Through it all, Dad remained his usual outgoing, loud, hard-charging, ebullient self. I never saw him depressed. I never saw him unhappy. I never saw him pitying his sometimes overwhelmingly bizarre and chaotic lot. He just kept embracing life, making his mark, and cheerfully mowing down the opposition, no matter what form it took. May the fruit not fall far from the tree. I do my best.

And Dad didn’t stop when we left Nigeria. He was a committed and enormously popular teacher (the one that his college students called at 3AM when they’d been arrested for having one too many at the local bar and they needed someone to get them out of jail and take them home), and after he retired, returned to England, and entered politics, he was the terror of the teachers’ Union and the local Education Authority, both of whom saw much of their power evaporating as Dad “reorganized things” (like many bulls, he carried his own china shop with him) more to his liking and to the children’s benefit. His constituents loved him, and after he left the Conservative Party and ran the last couple of times as an Independent for County Council, his majorities only increased.

Perhaps the best summation of Dad came as a complete surprise, via an email after he died, from the daughter of a fellow Army officer. Her own father had died, and while going through his effects, she found his WWII diary, and a description of my own Dad, as follows:

I’ve never heard anyone so noisy from the time he gets up, to the time he goes to sleep . . . and after!”

That was Dad. He seized every day by the throat, and never let go. He was joyful in, committed to, and zealous about life in all its forms, no matter how it manifested itself.

I can think of some people I didn’t know, but who I believe might have exhibited one or more of those characteristics themselves. In the entertainment field, I think of Louis Armstrong. I can’t look at him, or hear him, without breaking into a smile. I think he lived his life with zeal. In politics, Love her or hate her, I think of Margaret Thatcher. When it counted, she didn’t waver, she didn’t wobble, she didn’t flinch. She was zealous about the important things. In academia, I think of Camille Paglia. Yes, she’s a bit odd in some of her ideas, but I love to listen to her when she’s on a roll. What an intellect, and (more often than not) what sound common sense and enthusiasm for her subject. The very definition of zeal.

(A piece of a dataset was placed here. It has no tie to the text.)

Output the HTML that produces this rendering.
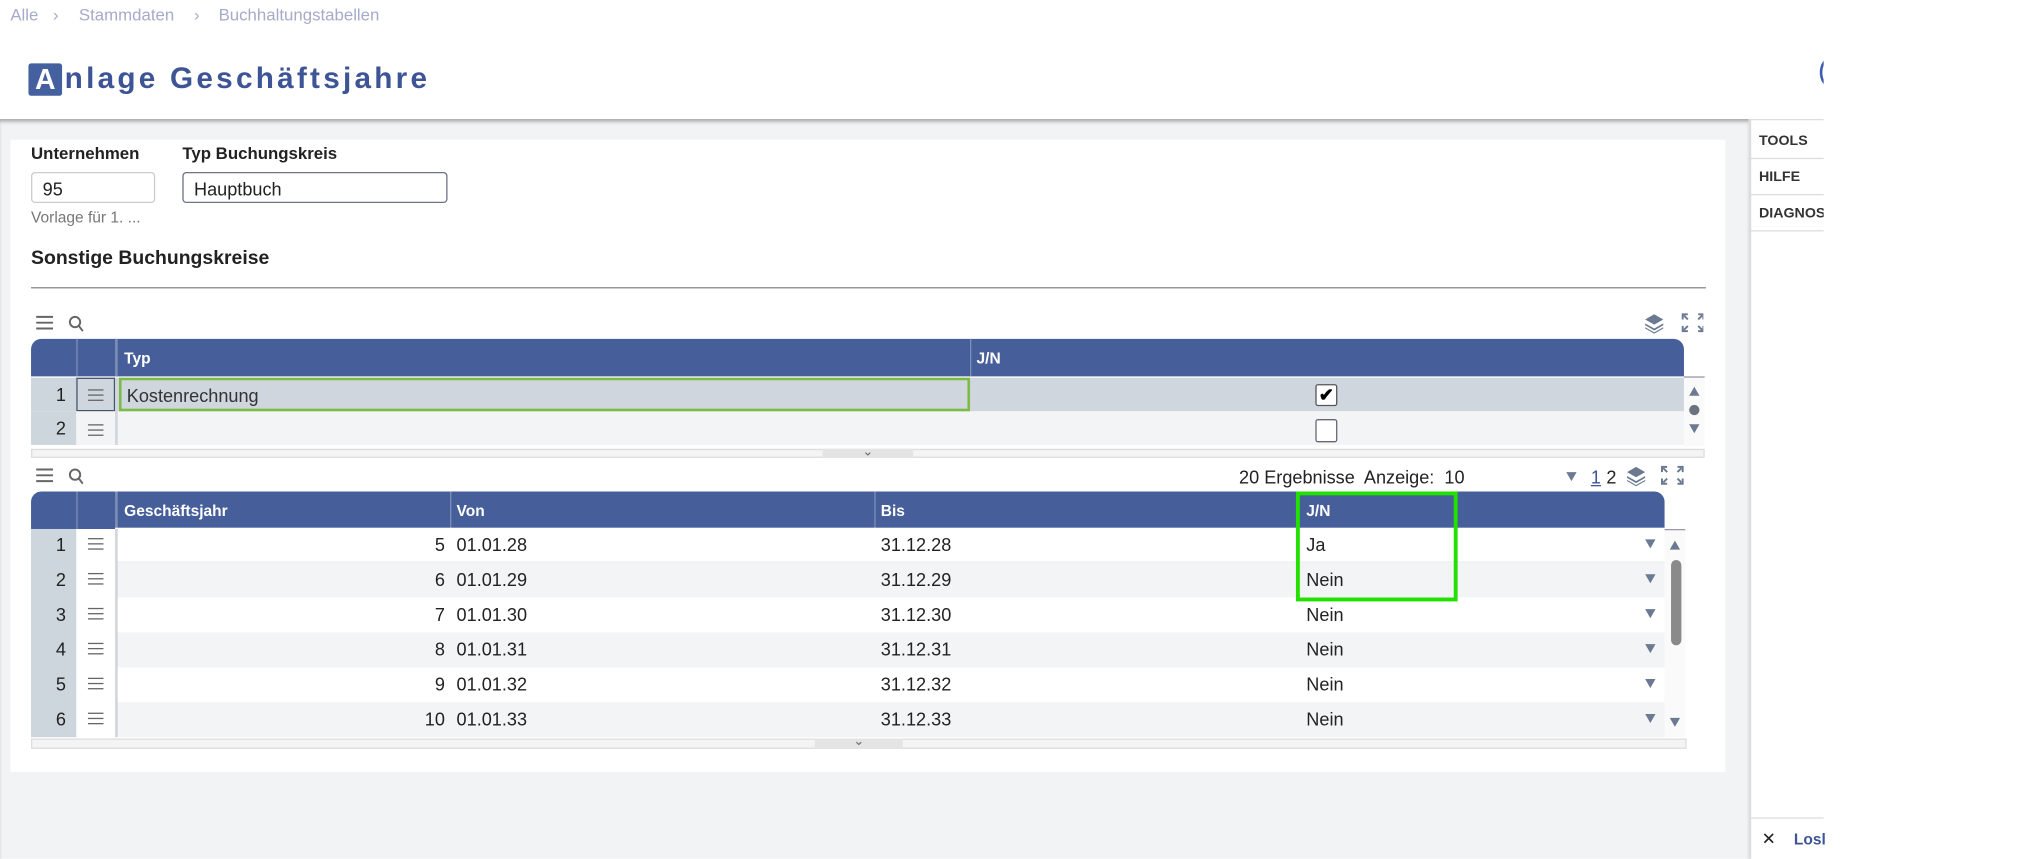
<!DOCTYPE html>
<html><head><meta charset="utf-8"><style>
*{box-sizing:border-box;margin:0;padding:0}
html,body{width:2028px;height:858px;overflow:hidden;background:#fff;font-family:"Liberation Sans",sans-serif}
#r{position:absolute;left:0;top:0;width:1568px;height:664px;transform:scale(1.29337);transform-origin:0 0;background:#fff}
.a{position:absolute}
.bc{color:#a5abc9;font-size:13px;top:4px}
.lbl{font-weight:bold;font-size:13px;color:#222;top:111px}
.inp{border:1px solid #ccc;border-radius:3px;height:24px;top:133px;font-size:14px;padding:4px 0 0 8px;color:#222;background:#fff}
.hd{background:#465f9a;color:#fff;font-weight:bold;font-size:12px}
.sb{left:1352px;width:58px;font-size:11px;font-weight:bold;color:#333;padding-left:8px;border-bottom:1px solid #ddd;height:28px;line-height:28px;overflow:hidden;white-space:nowrap}
.rn{background:#cdd5dd;font-size:14px;color:#222;text-align:right;padding-right:8px;width:35px;left:24px}
.hm{left:68px;width:12px;height:9px;border-top:1.5px solid #666;border-bottom:1.5px solid #666}
.hm:after{content:"";position:absolute;left:0;right:0;top:2.5px;border-top:1.5px solid #666}
.row{left:89px;height:27px;font-size:14px;color:#222}
.tri{width:0;height:0;border-left:4.5px solid transparent;border-right:4.5px solid transparent;border-top:7px solid #6b7a90}
</style></head><body><div id="r">
<div class="a bc" style="left:8px">Alle</div>
<div class="a bc" style="left:41px">&#x203A;</div>
<div class="a bc" style="left:61px">Stammdaten</div>
<div class="a bc" style="left:150px">&#x203A;</div>
<div class="a bc" style="left:169px">Buchhaltungstabellen</div>
<div class="a" style="left:22px;top:49px;width:26px;height:25px;background:#44609e;border-radius:2px;color:#fff;font-weight:bold;font-size:22px;text-align:center;line-height:26px">A</div>
<div class="a" style="left:50px;top:47px;font-size:23px;font-weight:bold;color:#3d5596;letter-spacing:2.5px">nlage Geschäftsjahre</div>
<div class="a" style="left:1407px;top:45px;width:14px;height:22px;border:2px solid #3d5bb0;border-radius:50%"></div>
<div class="a" style="left:1410px;top:0;width:158px;height:664px;background:#fff"></div>
<div class="a" style="left:0;top:92px;width:1352px;height:572px;background:#f2f3f5;box-shadow:inset 0 3px 3px -1px #aaa"></div>
<div class="a" style="left:1352px;top:92px;width:58px;height:572px;background:#fff;border-left:2px solid #ddd;border-top:1px solid #ddd"></div>
<div class="a sb" style="top:95px">TOOLS</div>
<div class="a sb" style="top:123px">HILFE</div>
<div class="a sb" style="top:151px">DIAGNOSE</div>
<div class="a" style="left:1354px;top:632px;width:56px;border-top:1px solid #ddd"></div>
<div class="a" style="left:1362px;top:641px;font-size:13px;color:#222">&#x2715;</div>
<div class="a" style="left:1387px;top:642px;font-size:12px;font-weight:bold;color:#3d5596">Losl</div>

<div class="a" style="left:8px;top:108px;width:1326px;height:489px;background:#fff"></div>
<div class="a lbl" style="left:24px">Unternehmen</div>
<div class="a lbl" style="left:141px">Typ Buchungskreis</div>
<div class="a inp" style="left:24px;width:96px">95</div>
<div class="a inp" style="left:141px;width:205px;border-color:#6b7385">Hauptbuch</div>
<div class="a" style="left:24px;top:161px;font-size:12px;color:#777">Vorlage für 1. ...</div>
<div class="a" style="left:24px;top:191px;font-size:15px;font-weight:bold;color:#222">Sonstige Buchungskreise</div>
<div class="a" style="left:24px;top:222px;width:1295px;border-top:1px solid #888"></div>

<svg class="a" style="left:27px;top:243px" width="40" height="14"><g stroke="#666" stroke-width="1.5"><path d="M1 2h13M1 6.5h13M1 11h13"/><circle cx="31" cy="6" r="4" fill="none"/><path d="M34 9l3 4"/></g></svg>
<svg class="a" style="left:1271px;top:242px" width="46" height="16"><g fill="#6b7a90"><path d="M8 1l7 4-7 4-7-4z"/><path d="M1 8l7 4 7-4v1.5l-7 4-7-4z"/><path d="M1 11l7 4 7-4v1l-7 4-7-4z"/></g><g stroke="#6b7a90" stroke-width="1.5" fill="none"><path d="M30 5V1h4M42 1h4v4M46 10v4h-4M34 14h-4v-4M31 2l3 3M45 2l-3 3M45 13l-3-3M31 13l3-3"/></g></svg>

<div class="a hd" style="left:24px;top:262px;width:1278px;height:29px;border-radius:8px 8px 0 0"></div>
<div class="a" style="left:59px;top:262px;width:1px;height:29px;background:#7d8fb8"></div>
<div class="a" style="left:89px;top:262px;width:2px;height:29px;background:#7d8fb8"></div>
<div class="a" style="left:750px;top:262px;width:1px;height:29px;background:#7d8fb8"></div>
<div class="a hd" style="left:96px;top:270px;background:none">Typ</div>
<div class="a hd" style="left:755px;top:270px;background:none">J/N</div>
<div class="a" style="left:89px;top:292px;width:1213px;height:26px;background:#cfd6dd"></div>
<div class="a" style="left:89px;top:318px;width:1213px;height:26px;background:#f3f4f6"></div>
<div class="a rn" style="top:292px;height:26px;padding-top:5px">1</div>
<div class="a rn" style="top:318px;height:26px;padding-top:5px">2</div>
<div class="a" style="left:59px;top:292px;width:30px;height:26px;background:#cfd6dd;border:1px solid #44546a"></div>
<div class="a" style="left:59px;top:318px;width:30px;height:26px;background:#f3f4f6"></div>
<div class="a" style="left:89px;top:292px;width:2px;height:52px;background:#d0d6dc"></div>
<div class="a hm" style="top:301px"></div>
<div class="a hm" style="top:328px"></div>
<div class="a" style="left:92px;top:292px;width:658px;height:26px;border:2px solid #7cbb45;font-size:14px;color:#333;padding:4px 0 0 4px">Kostenrechnung</div>
<div class="a" style="left:1017px;top:297px;width:17px;height:17px;border:1px solid #555;border-radius:2px;background:#fff;font-size:14px;font-weight:bold;line-height:15px;text-align:center">&#x2714;</div>
<div class="a" style="left:1017px;top:324px;width:17px;height:18px;border:1px solid #667;border-radius:2px;background:#fff"></div>
<div class="a" style="left:1302px;top:291px;width:16px;height:54px;background:#fafafa;border-top:1px solid #99a"></div>
<div class="a tri" style="left:1306px;top:299px;transform:rotate(180deg)"></div>
<div class="a" style="left:1306px;top:313px;width:8px;height:8px;border-radius:50%;background:#6b7380"></div>
<div class="a tri" style="left:1306px;top:328px"></div>
<div class="a" style="left:24px;top:347px;width:1294px;height:7px;background:#f4f4f4;border:1px solid #ddd"></div>
<div class="a" style="left:636px;top:347px;width:70px;height:7px;background:#e4e4e4;font-size:10px;line-height:6px;text-align:center;color:#666">&#x2304;</div>

<svg class="a" style="left:27px;top:361px" width="40" height="14"><g stroke="#666" stroke-width="1.5"><path d="M1 2h13M1 6.5h13M1 11h13"/><circle cx="31" cy="6" r="4" fill="none"/><path d="M34 9l3 4"/></g></svg>
<div class="a" style="left:958px;top:361px;font-size:14px;color:#222;white-space:pre">20 Ergebnisse  Anzeige:  10</div>
<div class="a tri" style="left:1211px;top:365px"></div>
<div class="a" style="left:1230px;top:361px;font-size:14px;color:#3d5596;text-decoration:underline">1</div>
<div class="a" style="left:1242px;top:361px;font-size:14px;color:#222">2</div>
<svg class="a" style="left:1257px;top:360px" width="46" height="16"><g fill="#6b7a90"><path d="M8 1l7 4-7 4-7-4z"/><path d="M1 8l7 4 7-4v1.5l-7 4-7-4z"/><path d="M1 11l7 4 7-4v1l-7 4-7-4z"/></g><g stroke="#6b7a90" stroke-width="1.5" fill="none"><path d="M28 5V1h4M40 1h4v4M44 10v4h-4M32 14h-4v-4M29 2l3 3M43 2l-3 3M43 13l-3-3M29 13l3-3"/></g></svg>

<div class="a hd" style="left:24px;top:380px;width:1263px;height:29px;border-radius:8px 8px 0 0"></div>
<div class="a" style="left:59px;top:380px;width:1px;height:29px;background:#7d8fb8"></div>
<div class="a" style="left:89px;top:380px;width:2px;height:29px;background:#7d8fb8"></div>
<div class="a" style="left:348px;top:380px;width:1px;height:29px;background:#7d8fb8"></div>
<div class="a" style="left:676px;top:380px;width:1px;height:29px;background:#7d8fb8"></div>
<div class="a hd" style="left:96px;top:388px;background:none">Geschäftsjahr</div>
<div class="a hd" style="left:353px;top:388px;background:none">Von</div>
<div class="a hd" style="left:681px;top:388px;background:none">Bis</div>
<div class="a hd" style="left:1010px;top:388px;background:none">J/N</div>

<div class="a row" style="top:408px;width:1198px;background:#fff;border-bottom:1px solid #eee"></div>
<div class="a row" style="top:435px;width:1198px;background:#f3f4f6"></div>
<div class="a row" style="top:462px;width:1198px;background:#fff"></div>
<div class="a row" style="top:489px;width:1198px;background:#f3f4f6"></div>
<div class="a row" style="top:516px;width:1198px;background:#fff"></div>
<div class="a row" style="top:543px;width:1198px;background:#f3f4f6"></div>
<div class="a" style="left:89px;top:409px;width:2px;height:161px;background:#d0d6dc"></div>

<div class="a rn" style="top:409px;height:161px;padding:0"></div>
<div class="a" style="left:24px;top:408px;width:27px;font-size:14px;text-align:right;line-height:27px;color:#222">1<br>2<br>3<br>4<br>5<br>6</div>
<div class="a hm" style="top:416px"></div><div class="a hm" style="top:443px"></div><div class="a hm" style="top:470px"></div>
<div class="a hm" style="top:497px"></div><div class="a hm" style="top:524px"></div><div class="a hm" style="top:551px"></div>
<div class="a" style="left:300px;top:408px;width:44px;font-size:14px;text-align:right;line-height:27px;color:#222">5<br>6<br>7<br>8<br>9<br>10</div>
<div class="a" style="left:353px;top:408px;font-size:14px;line-height:27px;color:#222">01.01.28<br>01.01.29<br>01.01.30<br>01.01.31<br>01.01.32<br>01.01.33</div>
<div class="a" style="left:681px;top:408px;font-size:14px;line-height:27px;color:#222">31.12.28<br>31.12.29<br>31.12.30<br>31.12.31<br>31.12.32<br>31.12.33</div>
<div class="a" style="left:1010px;top:408px;font-size:14px;line-height:27px;color:#222">Ja<br>Nein<br>Nein<br>Nein<br>Nein<br>Nein</div>
<div class="a tri" style="left:1272px;top:417px"></div><div class="a tri" style="left:1272px;top:444px"></div>
<div class="a tri" style="left:1272px;top:471px"></div><div class="a tri" style="left:1272px;top:498px"></div>
<div class="a tri" style="left:1272px;top:525px"></div><div class="a tri" style="left:1272px;top:552px"></div>
<div class="a" style="left:1002px;top:380px;width:125px;height:85px;border:3px solid #22e000"></div>

<div class="a" style="left:1287px;top:409px;width:16px;height:161px;background:#fafafa;border-top:1px solid #99a"></div>
<div class="a tri" style="left:1291px;top:418px;transform:rotate(180deg)"></div>
<div class="a" style="left:1292px;top:433px;width:8px;height:66px;border-radius:4px;background:#8a8a8a"></div>
<div class="a tri" style="left:1291px;top:555px"></div>
<div class="a" style="left:24px;top:571px;width:1280px;height:8px;background:#f4f4f4;border:1px solid #ddd"></div>
<div class="a" style="left:630px;top:571px;width:68px;height:8px;background:#e4e4e4;font-size:10px;line-height:6px;text-align:center;color:#666">&#x2304;</div>
</div></body></html>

I’m curious: Who have you known in your own life who’s impressed you with their zeal for living? Or who do you admire in public life of one sort or another, for their zeal, either in a specific area or just as it comes across in their attitude towards life?

I’m focusing on “positive zeal” here; but of course, it works the other way as well. Include such examples if you like, but please, in both instances, tell us “why” this or that person serves as an example of zeal for you.

1 thought on “Carpe Diem: A Zeal For Life!”

  1. Brilliant post. Thank you; hilarious and full of love. What a man, what a family. Seems the acorns didn’t fall far from the tree!